Order 4: As above, considering $\phi(a,b,c,d)$ we must have $a-c\equiv 2\text{ or }6\pmod{8}$ and $a+2b+3c+4d=0$. If $a=2$ and $c=0$, then $a-c\equiv 2\pmod{8}$. Moreover, if we then take $b=-1$ and $d=0$ we have $w=\phi(2,-1,0,0)=(2,0)$, and so $w$ is an element of order $4$.
Order 2: Take $2w=(4,0)=\phi(4,-2,0,0)$, and then $2w$ has order $2$.
Thus the possible orders of elements of $(\oplus_{i=1}^{4}\mathbb{Z})/H$ are $1,2,4$ and $\infty$.

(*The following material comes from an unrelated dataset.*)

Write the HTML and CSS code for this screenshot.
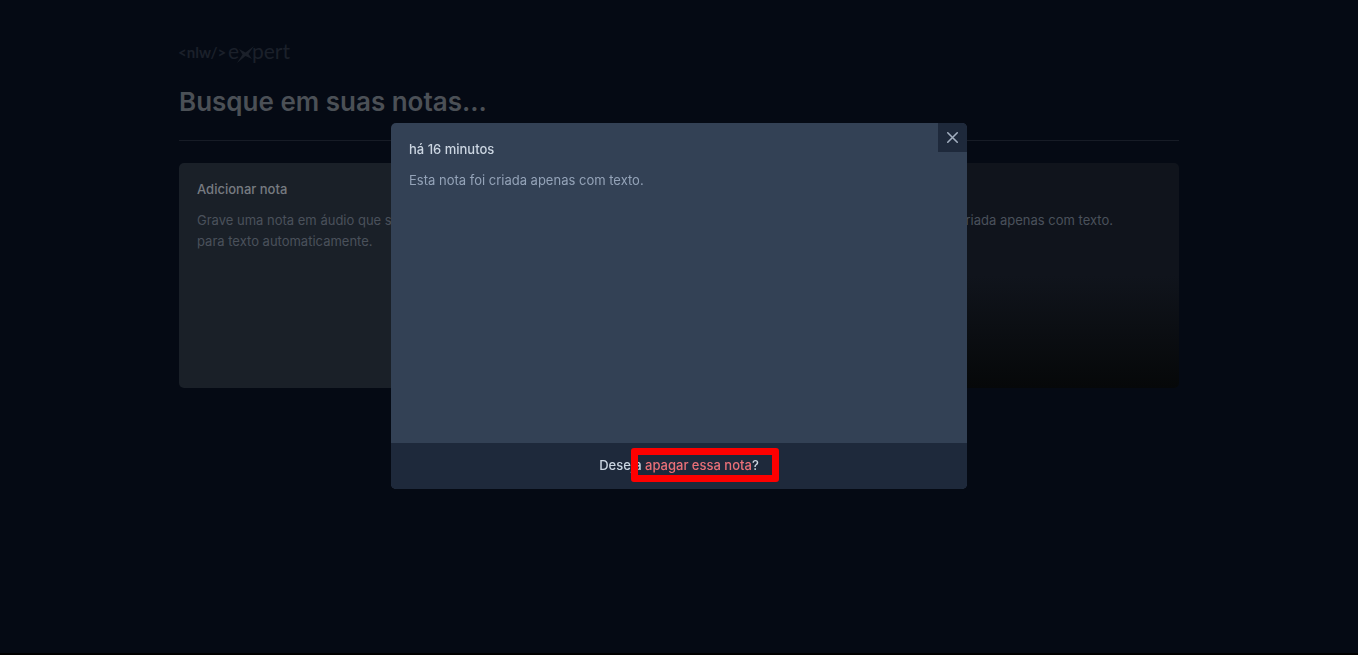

Edit: I misread the question initially, and so thought it was asking for the possible orders of $H$ and not $\mathbb{Z}^{4}/H$. Here is an answer for finding orders of elements of $H$.
To start off with, what are the possible powers of elements of the direct product $\oplus_{i=1}^{4}\mathbb{Z}$. Clearly the only element of finite order is the identity element of order $1$ (since this is the case in $\mathbb{Z}$). Thus as $H$ is a subgroup of $\oplus_{i=1}^{4}\mathbb{Z}$, the only possible finite order of elements of $H$ is $1$. Can this order be attained?

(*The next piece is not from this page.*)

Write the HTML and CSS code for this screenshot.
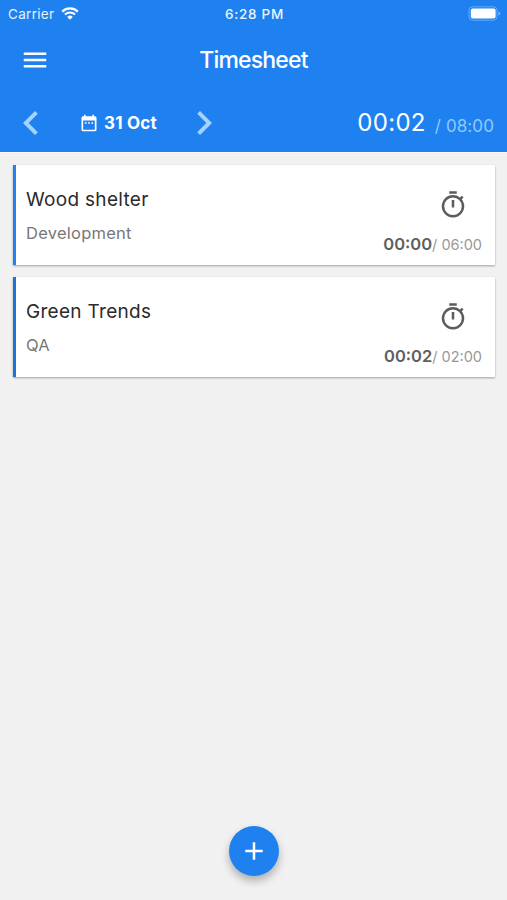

Well clearly, the only element of $\oplus_{i=1}^{4}\mathbb{Z}$ of order $1$ is the identity element, namely $(0,0,0,0)$, and it is easy to see that this will be contained in $H$.
Now let's check if there are elements of infinite order in $H$. Suppose $x=(a,b,c,d)$ is such an element. Well for simplicity (i.e. to get rid of your first condition), just take $a=c=0$ so that $8\vert a-c=0$. Then the other condition gives $0=a+2b+3c+4d=2b+4d$, meaning that $b+2d=0$. Thus taking $d=1$ and $b=-2$ we have that $x=(0,-2,0,1)\in H$, and $x$ has infinite order.
We conclude that the possible orders of elements of $H$ are $1$ and $\infty$.